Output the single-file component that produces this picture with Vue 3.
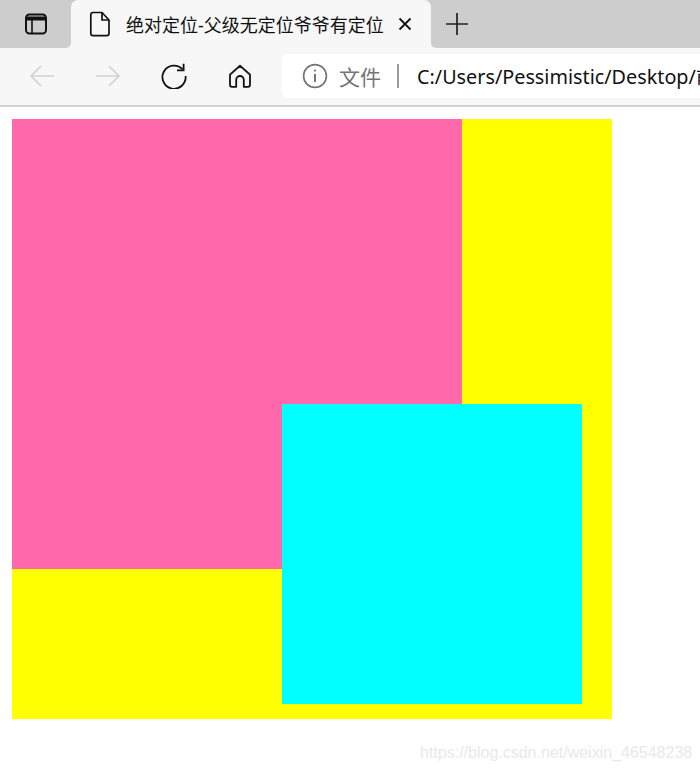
<template>
  <div class="page">
    <div class="tab-strip">
      <div class="tab-side">
        <svg width="24" height="24" viewBox="0 0 24 24" fill="none" stroke="#111" stroke-width="2">
          <rect x="2" y="2.5" width="20" height="19" rx="3.5" />
          <path d="M2 6.5h20" stroke-width="4" />
          <path d="M8 8v13" stroke-width="1.6" />
        </svg>
      </div>
      <div class="tab">
        <svg class="tab-file" width="22" height="26" viewBox="0 0 22 26" fill="none" stroke="#111" stroke-width="1.7" stroke-linejoin="round">
          <path d="M4 1.5h9l7 7.5v13.5a2.2 2.2 0 0 1-2.2 2.2H4a2.2 2.2 0 0 1-2.2-2.2V3.7A2.2 2.2 0 0 1 4 1.5z" />
          <path d="M13 1.5V9h7" />
        </svg>
        <span class="tab-title">绝对定位-父级无定位爷爷有定位</span>
        <svg class="tab-close" width="14" height="14" viewBox="0 0 14 14" stroke="#111" stroke-width="1.8">
          <path d="M1.5 1.5l11 11M12.5 1.5l-11 11" />
        </svg>
      </div>
      <div class="tab-rest">
        <svg width="22" height="22" viewBox="0 0 22 22" stroke="#222" stroke-width="1.7">
          <path d="M0 11h22M11 0v22" />
        </svg>
      </div>
    </div>

    <div class="toolbar">
      <div class="nav-btn back">
        <svg width="26" height="24" viewBox="0 0 26 24" fill="none" stroke="#d2d2d2" stroke-width="1.7">
          <path d="M25 12H2M12 2L2 12l10 10" />
        </svg>
      </div>
      <div class="nav-btn forward">
        <svg width="26" height="24" viewBox="0 0 26 24" fill="none" stroke="#d2d2d2" stroke-width="1.7">
          <path d="M1 12h23M14 2l10 10-10 10" />
        </svg>
      </div>
      <div class="nav-btn reload">
        <svg width="26" height="26" viewBox="0 0 26 26" fill="none" stroke="#111" stroke-width="1.8">
          <path d="M21.5 6.2A11.6 11.6 0 1 0 24.6 13" />
          <path d="M22.6 0.8v6.6H16" />
        </svg>
      </div>
      <div class="nav-btn home">
        <svg width="24" height="24" viewBox="0 0 24 24" fill="none" stroke="#111" stroke-width="1.8" stroke-linejoin="round">
          <path d="M12 1.8L2 10.6v10.2a2 2 0 0 0 2 2h4.2v-7a3.8 3.8 0 0 1 7.6 0v7H20a2 2 0 0 0 2-2V10.6z" />
        </svg>
      </div>
      <div class="address">
        <svg class="info" width="26" height="26" viewBox="0 0 26 26" fill="none" stroke="#757575" stroke-width="1.7">
          <circle cx="13" cy="13" r="11.4" />
          <path d="M13 11v8" stroke-width="2" />
          <circle cx="13" cy="7.6" r="1.1" fill="#757575" stroke="none" />
        </svg>
        <span class="scheme">文件</span>
        <span class="divider"></span>
        <span class="url">C:/Users/Pessimistic/Desktop/前端</span>
      </div>
    </div>

    <div class="content">
      <div class="grandpa">
        <div class="father"></div>
        <div class="son"></div>
      </div>
    </div>

    <span class="watermark">https://blog.csdn.net/weixin_46548238</span>
  </div>
</template>

<script setup>
</script>

<style>
html,
body {
  margin: 0;
  background: #fff;
  overflow: hidden;
}
</style>

<style scoped>
.page {
  position: relative;
  width: 700px;
  height: 771px;
  overflow: hidden;
  font-family: "Noto Sans", "Noto Sans CJK SC", sans-serif;
}

svg {
  flex-shrink: 0;
}

/* tab strip */
.tab-strip {
  display: flex;
  height: 48px;
  background: linear-gradient(#cdcdcd 50%, #f7f7f7 50%);
}

.tab-side {
  width: 71px;
  display: flex;
  align-items: center;
  padding-left: 24px;
  box-sizing: border-box;
  background: #cdcdcd;
  border-bottom-right-radius: 5px;
}

.tab {
  width: 360px;
  display: flex;
  align-items: center;
  box-sizing: border-box;
  padding-left: 18px;
  background: #f7f7f7;
  border-radius: 7px 7px 0 0;
}

.tab-title {
  margin-left: 15px;
  font-size: 18px;
  color: #111;
  white-space: nowrap;
}

.tab-close {
  margin-left: 14px;
}

.tab-rest {
  flex: 1;
  display: flex;
  align-items: center;
  padding-left: 15px;
  background: #cdcdcd;
  border-bottom-left-radius: 5px;
}

/* toolbar */
.toolbar {
  display: flex;
  align-items: center;
  height: 59px;
  box-sizing: border-box;
  background: #f7f7f7;
  border-bottom: 2px solid #d2d2d2;
  padding-bottom: 2px;
}

.nav-btn {
  display: flex;
  align-items: center;
  flex-shrink: 0;
}

.back {
  margin-left: 29px;
}

.forward {
  margin-left: 40px;
}

.reload {
  margin-left: 40px;
}

.home {
  margin-left: 41px;
}

.address {
  flex: 1;
  min-width: 0;
  height: 44px;
  margin-left: 30px;
  display: flex;
  align-items: center;
  padding-left: 20px;
  background: #fff;
  border-radius: 6px 0 0 6px;
  overflow: hidden;
  white-space: nowrap;
}

.scheme {
  margin-left: 11px;
  font-size: 21px;
  color: #757575;
}

.divider {
  width: 2px;
  height: 24px;
  margin-left: 16px;
  background: #9a9a9a;
  flex-shrink: 0;
}

.url {
  margin-left: 18px;
  font-size: 19.8px;
  color: #111;
}

/* demo boxes */
.content {
  padding: 12px;
}

.grandpa {
  position: relative;
  width: 600px;
  height: 600px;
  background: #ffff00;
}

.father {
  width: 450px;
  height: 450px;
  background: #ff69ac;
}

.son {
  position: absolute;
  right: 30px;
  bottom: 15px;
  width: 300px;
  height: 300px;
  background: #00ffff;
}

.watermark {
  position: absolute;
  left: 420px;
  top: 744px;
  font-family: "Liberation Sans", sans-serif;
  font-size: 16px;
  color: #e9e9e9;
  white-space: nowrap;
}
</style>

## What this task involves
Transcribe the material as is, with images omitted.

## Exercise answer
Output the single-file component that produces this picture with Vue 3.
<template>
  <div class="page">
    <div class="tab-strip">
      <div class="tab-side">
        <svg width="24" height="24" viewBox="0 0 24 24" fill="none" stroke="#111" stroke-width="2">
          <rect x="2" y="2.5" width="20" height="19" rx="3.5" />
          <path d="M2 6.5h20" stroke-width="4" />
          <path d="M8 8v13" stroke-width="1.6" />
        </svg>
      </div>
      <div class="tab">
        <svg class="tab-file" width="22" height="26" viewBox="0 0 22 26" fill="none" stroke="#111" stroke-width="1.7" stroke-linejoin="round">
          <path d="M4 1.5h9l7 7.5v13.5a2.2 2.2 0 0 1-2.2 2.2H4a2.2 2.2 0 0 1-2.2-2.2V3.7A2.2 2.2 0 0 1 4 1.5z" />
          <path d="M13 1.5V9h7" />
        </svg>
        <span class="tab-title">绝对定位-父级无定位爷爷有定位</span>
        <svg class="tab-close" width="14" height="14" viewBox="0 0 14 14" stroke="#111" stroke-width="1.8">
          <path d="M1.5 1.5l11 11M12.5 1.5l-11 11" />
        </svg>
      </div>
      <div class="tab-rest">
        <svg width="22" height="22" viewBox="0 0 22 22" stroke="#222" stroke-width="1.7">
          <path d="M0 11h22M11 0v22" />
        </svg>
      </div>
    </div>

    <div class="toolbar">
      <div class="nav-btn back">
        <svg width="26" height="24" viewBox="0 0 26 24" fill="none" stroke="#d2d2d2" stroke-width="1.7">
          <path d="M25 12H2M12 2L2 12l10 10" />
        </svg>
      </div>
      <div class="nav-btn forward">
        <svg width="26" height="24" viewBox="0 0 26 24" fill="none" stroke="#d2d2d2" stroke-width="1.7">
          <path d="M1 12h23M14 2l10 10-10 10" />
        </svg>
      </div>
      <div class="nav-btn reload">
        <svg width="26" height="26" viewBox="0 0 26 26" fill="none" stroke="#111" stroke-width="1.8">
          <path d="M21.5 6.2A11.6 11.6 0 1 0 24.6 13" />
          <path d="M22.6 0.8v6.6H16" />
        </svg>
      </div>
      <div class="nav-btn home">
        <svg width="24" height="24" viewBox="0 0 24 24" fill="none" stroke="#111" stroke-width="1.8" stroke-linejoin="round">
          <path d="M12 1.8L2 10.6v10.2a2 2 0 0 0 2 2h4.2v-7a3.8 3.8 0 0 1 7.6 0v7H20a2 2 0 0 0 2-2V10.6z" />
        </svg>
      </div>
      <div class="address">
        <svg class="info" width="26" height="26" viewBox="0 0 26 26" fill="none" stroke="#757575" stroke-width="1.7">
          <circle cx="13" cy="13" r="11.4" />
          <path d="M13 11v8" stroke-width="2" />
          <circle cx="13" cy="7.6" r="1.1" fill="#757575" stroke="none" />
        </svg>
        <span class="scheme">文件</span>
        <span class="divider"></span>
        <span class="url">C:/Users/Pessimistic/Desktop/前端</span>
      </div>
    </div>

    <div class="content">
      <div class="grandpa">
        <div class="father"></div>
        <div class="son"></div>
      </div>
    </div>

    <span class="watermark">https://blog.csdn.net/weixin_46548238</span>
  </div>
</template>

<script setup>
</script>

<style>
html,
body {
  margin: 0;
  background: #fff;
  overflow: hidden;
}
</style>

<style scoped>
.page {
  position: relative;
  width: 700px;
  height: 771px;
  overflow: hidden;
  font-family: "Noto Sans", "Noto Sans CJK SC", sans-serif;
}

svg {
  flex-shrink: 0;
}

/* tab strip */
.tab-strip {
  display: flex;
  height: 48px;
  background: linear-gradient(#cdcdcd 50%, #f7f7f7 50%);
}

.tab-side {
  width: 71px;
  display: flex;
  align-items: center;
  padding-left: 24px;
  box-sizing: border-box;
  background: #cdcdcd;
  border-bottom-right-radius: 5px;
}

.tab {
  width: 360px;
  display: flex;
  align-items: center;
  box-sizing: border-box;
  padding-left: 18px;
  background: #f7f7f7;
  border-radius: 7px 7px 0 0;
}

.tab-title {
  margin-left: 15px;
  font-size: 18px;
  color: #111;
  white-space: nowrap;
}

.tab-close {
  margin-left: 14px;
}

.tab-rest {
  flex: 1;
  display: flex;
  align-items: center;
  padding-left: 15px;
  background: #cdcdcd;
  border-bottom-left-radius: 5px;
}

/* toolbar */
.toolbar {
  display: flex;
  align-items: center;
  height: 59px;
  box-sizing: border-box;
  background: #f7f7f7;
  border-bottom: 2px solid #d2d2d2;
  padding-bottom: 2px;
}

.nav-btn {
  display: flex;
  align-items: center;
  flex-shrink: 0;
}

.back {
  margin-left: 29px;
}

.forward {
  margin-left: 40px;
}

.reload {
  margin-left: 40px;
}

.home {
  margin-left: 41px;
}

.address {
  flex: 1;
  min-width: 0;
  height: 44px;
  margin-left: 30px;
  display: flex;
  align-items: center;
  padding-left: 20px;
  background: #fff;
  border-radius: 6px 0 0 6px;
  overflow: hidden;
  white-space: nowrap;
}

.scheme {
  margin-left: 11px;
  font-size: 21px;
  color: #757575;
}

.divider {
  width: 2px;
  height: 24px;
  margin-left: 16px;
  background: #9a9a9a;
  flex-shrink: 0;
}

.url {
  margin-left: 18px;
  font-size: 19.8px;
  color: #111;
}

/* demo boxes */
.content {
  padding: 12px;
}

.grandpa {
  position: relative;
  width: 600px;
  height: 600px;
  background: #ffff00;
}

.father {
  width: 450px;
  height: 450px;
  background: #ff69ac;
}

.son {
  position: absolute;
  right: 30px;
  bottom: 15px;
  width: 300px;
  height: 300px;
  background: #00ffff;
}

.watermark {
  position: absolute;
  left: 420px;
  top: 744px;
  font-family: "Liberation Sans", sans-serif;
  font-size: 16px;
  color: #e9e9e9;
  white-space: nowrap;
}
</style>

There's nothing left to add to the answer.